Story Mandy McKeesick  Photo Roger Groom

At 10am on April 20, in the crowded Town Beach park in Exmouth, WA, a cry goes out in Iranian: “It has started, it has started.” The hundreds of people gathered here adorn special glasses and turn their eyes skyward as the moon begins a 3-hour passage across the face of the sun. Three Estonians – Harri Lensen (10th eclipse), Anton Toul (9th eclipse) and Hindrek Lootua (8th eclipse) – move among the crowd with an inflatable globe, pointing to show people where they are from, and periodically strip to briefs and run to the water to cool themselves from the Australian heat. First-timers such as Becky Wheller, wearing a Pink Floyd shirt to commemorate 50 years of The Dark Side of the Moon, wonder what all the fuss is really about but have come here regardless. Families gather at the water’s edge and owners put glasses on their dogs. A cruise ship stands offshore. Moving becomes difficult through a forest of tripods and telescopes and cameras. Crescent shadows appear on the ground. A television crew joins the party.

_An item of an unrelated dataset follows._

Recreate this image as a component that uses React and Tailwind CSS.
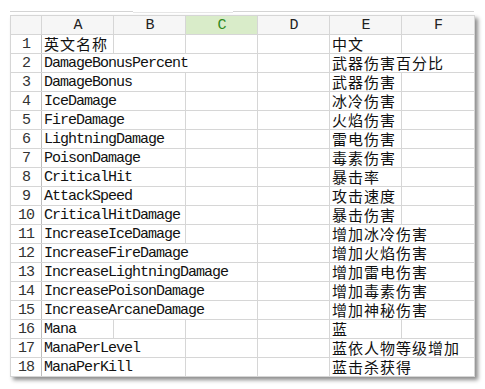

At 11.25am there is a change. The light becomes brassy. The temperature drops. People report feeling disorientated and unbalanced, and then there is a roar from the crowd as the world goes dark. Stars appear, Jupiter and Venus shine and glasses are tossed aside for a precious 53 seconds as the sun’s corona appears in all the white brilliance of totality. This is why eclipse chasers have come from around the world and this is when first-timers are converted. “I’m shocked and overwhelmed and not sure how to put it into words,” Becky says. “That was one of the most beautiful things I’ve ever seen.”